Not the Range Rover review we had planned

The idea of taking a nearly-$200,000 Range Rover SVAutobiography Dynamic and getting it covered in dust and dirt, is quite appealing. Until something goes wrong. Shod with 22-inch wheels and low-profile tires, the uber-lux Land Rover has the internal strength to go anywhere but it’s wearing the wrong shoes.

And we found that out at the top of a mild trail.

[Disclaimer: Land Rover tossed us the keys to Range Rover SVA, and we promptly ruined that poor tire. Sorry Land Rover…]

8 Comments

  1. There’s a reason the F150 Raptor has 17″ rims and 70-series tires. It has a whopping 8.6″ of tire cushion, vs. 4.3″ on this Range Rover (and overall 34″ vs. 31″ in diameter, respectively). HALF the cushion– no wonder a small rock crippled this thing. The smallest wheel you can get (stock) on the Range Rover is 19″, which gives you 6″ of tire in the same 31″ diameter. That’s still a couple of inches too little for off-roading. Even the wimpiest base-model Wrangler Sport has considerably more tire than this.

    Was this a stupid environment in which to test this vehicle? Yes and no. I’m glad you guys did it, because it demonstrates that– regardless what potential has been designed into the Range Rover– it is no longer a true go-anywhere vehicle from the factory. This is not an off-roader wearing the wrong shoes. It’s a road car with engineering that 99.9% of buyers will never fully utilize, but are for some reason willing to pay for. Smart move by Land Rover, though– they certainly know their market. The buyer is the dipshit, not Jeff.
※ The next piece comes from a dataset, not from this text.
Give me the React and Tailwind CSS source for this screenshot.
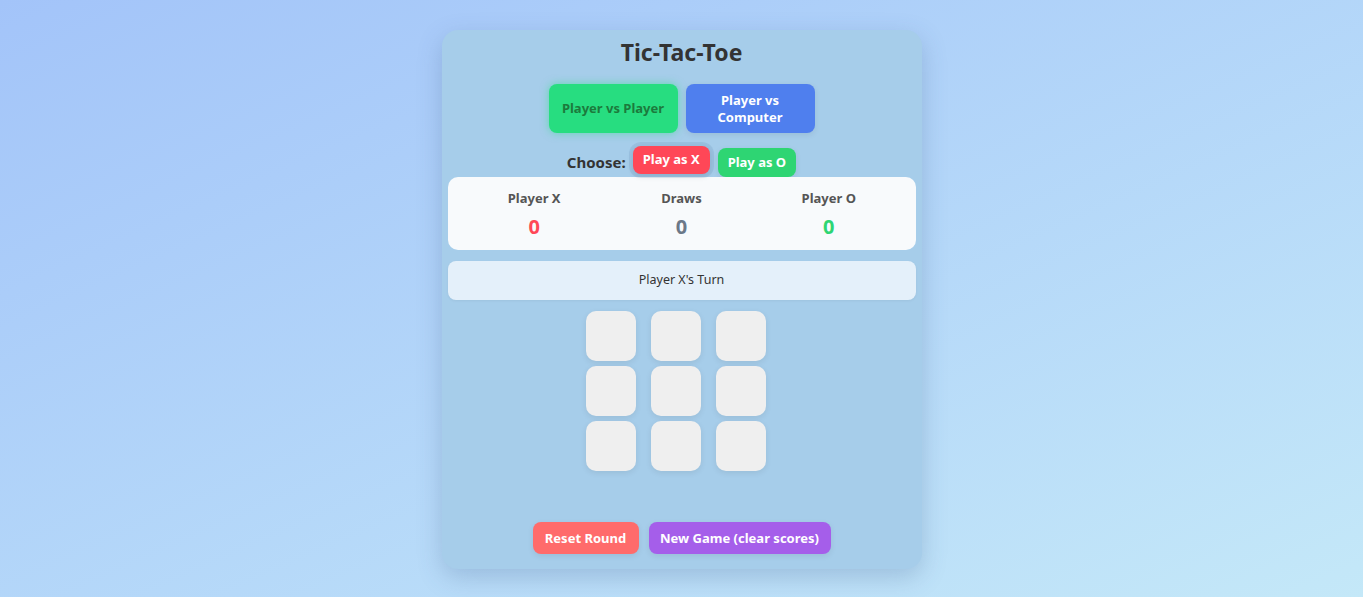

  2. There’s a reason the F150 Raptor has 17″ rims and 70-series tires. It has a whopping 8.6″ of tire cushion, vs. 4.3″ on this Range Rover (and overall 34″ vs. 31″ in diameter, respectively). HALF the cushion– no wonder a small rock crippled this thing. The smallest wheel you can get (stock) on the Range Rover is 19″, which gives you 6″ of tire in the same 31″ diameter. That’s still a couple of inches too little for off-roading. Even the wimpiest base-model Wrangler Sport has considerably more tire than this.

    Was this a stupid environment in which to test this vehicle? Yes and no. I’m glad you guys did it, because it demonstrates that– regardless what potential has been designed into the Range Rover– it is no longer a true go-anywhere vehicle from the factory. This is not an off-roader wearing the wrong shoes. It’s a road car with engineering that 99.9% of buyers will never fully utilize, but are for some reason willing to pay for. Smart move by Land Rover, though– they certainly know their market. The buyer is the dipshit, not Jeff.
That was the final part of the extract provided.